#### Provided data:
——

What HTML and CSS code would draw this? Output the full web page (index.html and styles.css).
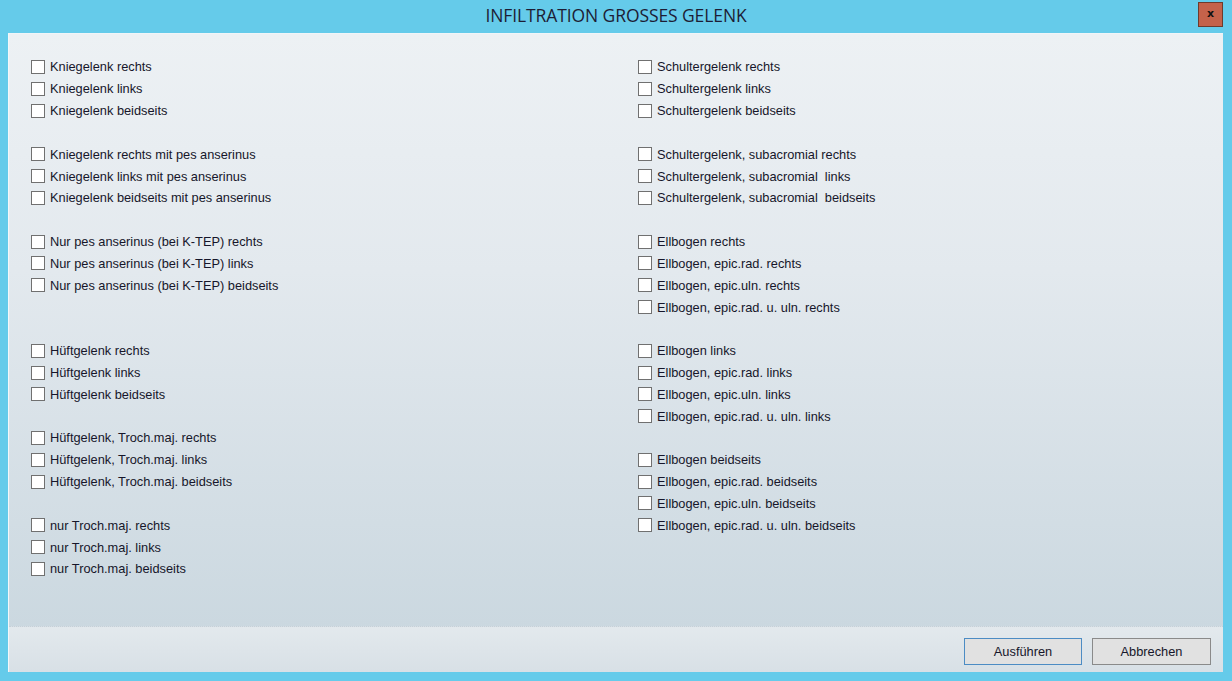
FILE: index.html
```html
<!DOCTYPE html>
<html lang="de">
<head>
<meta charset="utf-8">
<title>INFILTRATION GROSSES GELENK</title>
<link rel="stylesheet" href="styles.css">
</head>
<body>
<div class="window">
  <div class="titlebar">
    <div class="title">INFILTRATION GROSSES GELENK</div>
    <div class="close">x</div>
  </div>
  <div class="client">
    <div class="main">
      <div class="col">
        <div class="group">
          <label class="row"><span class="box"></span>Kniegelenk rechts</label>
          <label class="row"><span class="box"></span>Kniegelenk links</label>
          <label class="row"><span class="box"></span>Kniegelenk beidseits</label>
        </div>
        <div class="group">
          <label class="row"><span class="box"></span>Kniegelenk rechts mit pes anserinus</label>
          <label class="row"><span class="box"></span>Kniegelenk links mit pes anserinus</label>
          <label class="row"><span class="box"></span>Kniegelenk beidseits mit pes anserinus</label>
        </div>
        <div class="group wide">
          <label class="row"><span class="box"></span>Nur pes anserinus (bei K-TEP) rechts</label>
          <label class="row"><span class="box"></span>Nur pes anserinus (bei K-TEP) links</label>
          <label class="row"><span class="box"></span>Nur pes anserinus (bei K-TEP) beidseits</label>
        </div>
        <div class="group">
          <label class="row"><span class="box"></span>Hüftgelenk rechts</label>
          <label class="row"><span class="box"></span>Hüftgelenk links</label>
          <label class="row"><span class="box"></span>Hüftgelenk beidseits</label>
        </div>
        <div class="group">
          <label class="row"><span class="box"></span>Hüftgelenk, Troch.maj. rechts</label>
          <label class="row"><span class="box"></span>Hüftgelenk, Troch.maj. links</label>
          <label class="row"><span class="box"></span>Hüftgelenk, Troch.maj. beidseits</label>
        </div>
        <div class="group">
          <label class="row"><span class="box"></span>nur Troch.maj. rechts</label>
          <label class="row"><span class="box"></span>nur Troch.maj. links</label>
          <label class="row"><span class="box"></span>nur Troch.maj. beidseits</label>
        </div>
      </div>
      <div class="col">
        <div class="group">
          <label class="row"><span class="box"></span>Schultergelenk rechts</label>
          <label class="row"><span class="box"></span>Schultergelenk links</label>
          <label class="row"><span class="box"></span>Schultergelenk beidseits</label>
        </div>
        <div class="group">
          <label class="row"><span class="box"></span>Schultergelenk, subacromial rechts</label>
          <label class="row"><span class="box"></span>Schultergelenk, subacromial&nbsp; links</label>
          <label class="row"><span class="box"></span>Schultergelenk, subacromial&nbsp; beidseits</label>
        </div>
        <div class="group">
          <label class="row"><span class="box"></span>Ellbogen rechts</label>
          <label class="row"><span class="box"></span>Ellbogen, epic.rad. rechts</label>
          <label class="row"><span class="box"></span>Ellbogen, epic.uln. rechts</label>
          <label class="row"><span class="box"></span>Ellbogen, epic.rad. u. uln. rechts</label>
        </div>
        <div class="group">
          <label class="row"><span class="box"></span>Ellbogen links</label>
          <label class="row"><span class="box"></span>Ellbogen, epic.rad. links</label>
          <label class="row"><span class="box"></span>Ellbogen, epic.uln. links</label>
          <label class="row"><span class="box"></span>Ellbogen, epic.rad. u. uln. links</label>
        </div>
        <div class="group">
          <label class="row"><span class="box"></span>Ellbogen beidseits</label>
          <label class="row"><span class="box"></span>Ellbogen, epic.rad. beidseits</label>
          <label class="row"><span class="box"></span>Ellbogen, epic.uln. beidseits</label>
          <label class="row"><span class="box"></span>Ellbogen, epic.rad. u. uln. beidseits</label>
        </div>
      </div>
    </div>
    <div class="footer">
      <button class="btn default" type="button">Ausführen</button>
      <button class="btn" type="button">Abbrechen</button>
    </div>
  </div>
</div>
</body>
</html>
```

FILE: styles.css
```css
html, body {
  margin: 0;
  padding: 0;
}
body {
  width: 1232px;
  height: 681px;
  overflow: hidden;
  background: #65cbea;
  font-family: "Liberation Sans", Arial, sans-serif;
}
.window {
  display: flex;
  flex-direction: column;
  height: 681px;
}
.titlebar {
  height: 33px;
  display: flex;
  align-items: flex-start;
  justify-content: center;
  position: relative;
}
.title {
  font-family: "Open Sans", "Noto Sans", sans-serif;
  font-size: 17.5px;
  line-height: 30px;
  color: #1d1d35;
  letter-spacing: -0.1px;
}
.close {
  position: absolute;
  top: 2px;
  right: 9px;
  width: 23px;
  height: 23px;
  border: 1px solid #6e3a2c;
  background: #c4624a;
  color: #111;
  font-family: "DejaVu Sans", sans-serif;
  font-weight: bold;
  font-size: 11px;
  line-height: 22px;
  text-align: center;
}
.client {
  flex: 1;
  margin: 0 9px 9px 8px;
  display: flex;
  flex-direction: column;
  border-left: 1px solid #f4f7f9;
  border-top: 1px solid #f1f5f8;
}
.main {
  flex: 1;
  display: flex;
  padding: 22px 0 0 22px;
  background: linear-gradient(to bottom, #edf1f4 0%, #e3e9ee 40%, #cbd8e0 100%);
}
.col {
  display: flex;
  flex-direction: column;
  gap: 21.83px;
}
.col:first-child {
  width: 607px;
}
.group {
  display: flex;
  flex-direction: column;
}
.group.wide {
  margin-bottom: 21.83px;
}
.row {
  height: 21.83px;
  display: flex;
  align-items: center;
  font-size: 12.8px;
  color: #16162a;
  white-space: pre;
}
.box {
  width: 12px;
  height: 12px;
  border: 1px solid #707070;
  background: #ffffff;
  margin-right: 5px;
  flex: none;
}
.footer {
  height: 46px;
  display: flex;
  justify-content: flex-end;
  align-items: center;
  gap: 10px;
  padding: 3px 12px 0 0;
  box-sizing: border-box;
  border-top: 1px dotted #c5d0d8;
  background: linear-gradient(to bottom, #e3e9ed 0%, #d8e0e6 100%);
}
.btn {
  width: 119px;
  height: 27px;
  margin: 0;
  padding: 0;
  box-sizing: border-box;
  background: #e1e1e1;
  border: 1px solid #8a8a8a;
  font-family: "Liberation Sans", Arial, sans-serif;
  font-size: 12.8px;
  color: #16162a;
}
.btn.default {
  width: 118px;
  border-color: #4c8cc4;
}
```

——

#### What the task asks:
Without the pictures, print the whole listing exactly as given.

#### Answer for the task:
What HTML and CSS code would draw this? Output the full web page (index.html and styles.css).
FILE: index.html
```html
<!DOCTYPE html>
<html lang="de">
<head>
<meta charset="utf-8">
<title>INFILTRATION GROSSES GELENK</title>
<link rel="stylesheet" href="styles.css">
</head>
<body>
<div class="window">
  <div class="titlebar">
    <div class="title">INFILTRATION GROSSES GELENK</div>
    <div class="close">x</div>
  </div>
  <div class="client">
    <div class="main">
      <div class="col">
        <div class="group">
          <label class="row"><span class="box"></span>Kniegelenk rechts</label>
          <label class="row"><span class="box"></span>Kniegelenk links</label>
          <label class="row"><span class="box"></span>Kniegelenk beidseits</label>
        </div>
        <div class="group">
          <label class="row"><span class="box"></span>Kniegelenk rechts mit pes anserinus</label>
          <label class="row"><span class="box"></span>Kniegelenk links mit pes anserinus</label>
          <label class="row"><span class="box"></span>Kniegelenk beidseits mit pes anserinus</label>
        </div>
        <div class="group wide">
          <label class="row"><span class="box"></span>Nur pes anserinus (bei K-TEP) rechts</label>
          <label class="row"><span class="box"></span>Nur pes anserinus (bei K-TEP) links</label>
          <label class="row"><span class="box"></span>Nur pes anserinus (bei K-TEP) beidseits</label>
        </div>
        <div class="group">
          <label class="row"><span class="box"></span>Hüftgelenk rechts</label>
          <label class="row"><span class="box"></span>Hüftgelenk links</label>
          <label class="row"><span class="box"></span>Hüftgelenk beidseits</label>
        </div>
        <div class="group">
          <label class="row"><span class="box"></span>Hüftgelenk, Troch.maj. rechts</label>
          <label class="row"><span class="box"></span>Hüftgelenk, Troch.maj. links</label>
          <label class="row"><span class="box"></span>Hüftgelenk, Troch.maj. beidseits</label>
        </div>
        <div class="group">
          <label class="row"><span class="box"></span>nur Troch.maj. rechts</label>
          <label class="row"><span class="box"></span>nur Troch.maj. links</label>
          <label class="row"><span class="box"></span>nur Troch.maj. beidseits</label>
        </div>
      </div>
      <div class="col">
        <div class="group">
          <label class="row"><span class="box"></span>Schultergelenk rechts</label>
          <label class="row"><span class="box"></span>Schultergelenk links</label>
          <label class="row"><span class="box"></span>Schultergelenk beidseits</label>
        </div>
        <div class="group">
          <label class="row"><span class="box"></span>Schultergelenk, subacromial rechts</label>
          <label class="row"><span class="box"></span>Schultergelenk, subacromial&nbsp; links</label>
          <label class="row"><span class="box"></span>Schultergelenk, subacromial&nbsp; beidseits</label>
        </div>
        <div class="group">
          <label class="row"><span class="box"></span>Ellbogen rechts</label>
          <label class="row"><span class="box"></span>Ellbogen, epic.rad. rechts</label>
          <label class="row"><span class="box"></span>Ellbogen, epic.uln. rechts</label>
          <label class="row"><span class="box"></span>Ellbogen, epic.rad. u. uln. rechts</label>
        </div>
        <div class="group">
          <label class="row"><span class="box"></span>Ellbogen links</label>
          <label class="row"><span class="box"></span>Ellbogen, epic.rad. links</label>
          <label class="row"><span class="box"></span>Ellbogen, epic.uln. links</label>
          <label class="row"><span class="box"></span>Ellbogen, epic.rad. u. uln. links</label>
        </div>
        <div class="group">
          <label class="row"><span class="box"></span>Ellbogen beidseits</label>
          <label class="row"><span class="box"></span>Ellbogen, epic.rad. beidseits</label>
          <label class="row"><span class="box"></span>Ellbogen, epic.uln. beidseits</label>
          <label class="row"><span class="box"></span>Ellbogen, epic.rad. u. uln. beidseits</label>
        </div>
      </div>
    </div>
    <div class="footer">
      <button class="btn default" type="button">Ausführen</button>
      <button class="btn" type="button">Abbrechen</button>
    </div>
  </div>
</div>
</body>
</html>
```

FILE: styles.css
```css
html, body {
  margin: 0;
  padding: 0;
}
body {
  width: 1232px;
  height: 681px;
  overflow: hidden;
  background: #65cbea;
  font-family: "Liberation Sans", Arial, sans-serif;
}
.window {
  display: flex;
  flex-direction: column;
  height: 681px;
}
.titlebar {
  height: 33px;
  display: flex;
  align-items: flex-start;
  justify-content: center;
  position: relative;
}
.title {
  font-family: "Open Sans", "Noto Sans", sans-serif;
  font-size: 17.5px;
  line-height: 30px;
  color: #1d1d35;
  letter-spacing: -0.1px;
}
.close {
  position: absolute;
  top: 2px;
  right: 9px;
  width: 23px;
  height: 23px;
  border: 1px solid #6e3a2c;
  background: #c4624a;
  color: #111;
  font-family: "DejaVu Sans", sans-serif;
  font-weight: bold;
  font-size: 11px;
  line-height: 22px;
  text-align: center;
}
.client {
  flex: 1;
  margin: 0 9px 9px 8px;
  display: flex;
  flex-direction: column;
  border-left: 1px solid #f4f7f9;
  border-top: 1px solid #f1f5f8;
}
.main {
  flex: 1;
  display: flex;
  padding: 22px 0 0 22px;
  background: linear-gradient(to bottom, #edf1f4 0%, #e3e9ee 40%, #cbd8e0 100%);
}
.col {
  display: flex;
  flex-direction: column;
  gap: 21.83px;
}
.col:first-child {
  width: 607px;
}
.group {
  display: flex;
  flex-direction: column;
}
.group.wide {
  margin-bottom: 21.83px;
}
.row {
  height: 21.83px;
  display: flex;
  align-items: center;
  font-size: 12.8px;
  color: #16162a;
  white-space: pre;
}
.box {
  width: 12px;
  height: 12px;
  border: 1px solid #707070;
  background: #ffffff;
  margin-right: 5px;
  flex: none;
}
.footer {
  height: 46px;
  display: flex;
  justify-content: flex-end;
  align-items: center;
  gap: 10px;
  padding: 3px 12px 0 0;
  box-sizing: border-box;
  border-top: 1px dotted #c5d0d8;
  background: linear-gradient(to bottom, #e3e9ed 0%, #d8e0e6 100%);
}
.btn {
  width: 119px;
  height: 27px;
  margin: 0;
  padding: 0;
  box-sizing: border-box;
  background: #e1e1e1;
  border: 1px solid #8a8a8a;
  font-family: "Liberation Sans", Arial, sans-serif;
  font-size: 12.8px;
  color: #16162a;
}
.btn.default {
  width: 118px;
  border-color: #4c8cc4;
}
```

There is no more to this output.